Assuming that the company has sufficient profits to pay dividends, is there any paperwork to support the treatment of the company's payments as dividends? If the payments cannot be evidenced as dividends, the Inland Revenue could argue that the payments are actually additional earnings, and seek tax and National Insurance Contributions accordingly.
If the monies were withdrawn ‘on account' of dividends, are the payments described as dividends in the company's accounting records? Dividends fall into two categories, interim and final. The ‘dividends' in your case would appear to be interim. The dividends are not effectively paid until they are declared (there should be written evidence of this) and the payments are recorded in the company's books. Interim dividends are declared by the directors, assuming that the company's constitution (i.e. its Memorandum and Articles of Association) allow it.

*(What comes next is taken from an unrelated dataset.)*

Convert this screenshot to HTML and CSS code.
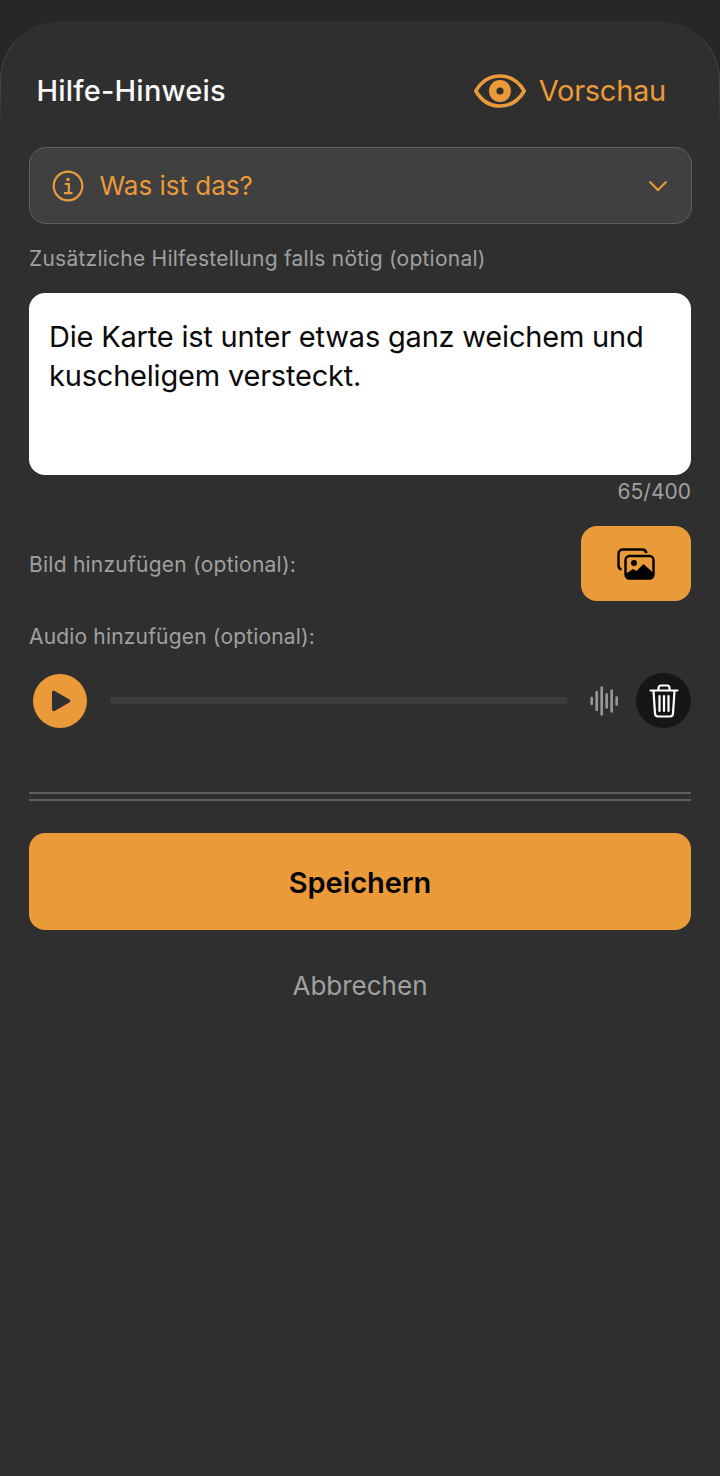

Are you a director? Until the payments to you are properly declared, they are not strictly dividend payments as such, but are probably loans, which can have tax consequences for you and the company. Specific professional advice is recommended on the tax implications of company loans to shareholders and directors.
For the record, it is a criminal offence to backdate dividends. In addition, the dividends would be rendered void.
2) Dividends are distributions of company profits. Those profits will suffer corporation tax, with the post-tax profits generally being available for distribution as dividends. Single companies with taxable profits under £300,000 generally pay tax at 19% (for Financial Year 2004). In your hands, the dividends are received net of 10% tax. If you are already a higher rate taxpayer, you are liable to pay 32.5% tax on the gross dividend (i.e. an additional 22.5%). This equates to 25% tax on the net dividend received. Taken together, the tax payable both by the company (e.g. 19% on the profits out of which the dividend is paid) and yourself (25% on the net dividend) gives rise to an overall tax rate of almost 40% (for 2004/05) – 39.25% to be precise.
3) Companies are generally prohibited from making loans to directors. There are certain exceptions, such as in relation to small loans, but unless the business is that of a money lending company the amount you are considering treating as a ‘loan' is not permitted. The Inland Revenue are aware of company law regarding loans, and could argue that the £100,000 extracted from the company was not a loan on that basis, but possibly ‘disguised' remuneration. Of course, all this assumes that you are a director, but I suspect from your query that this may well be the case.
4) As mentioned, without the necessary formalities and paperwork to demonstrate that the payments were dividends, the Inland Revenue is unlikely to accept that they were. You may then need to convince them that the amounts were paid on account of dividends. A dividend could be voted or declared to cover the amounts drawn, but until then the withdrawals would probably be treated as loans, which carry a potential tax cost. Alternatively, there is a possibility that the Revenue could argue that the payments were actually remuneration, particularly in view of the small salary you have received from the company. The withdrawals would then be subject to tax and National Insurance contributions.
In summary, dividends need to be dealt with correctly, if they are to be treated as such. Professional help with the formalities and paperwork is recommended, at least until familiar with the procedures.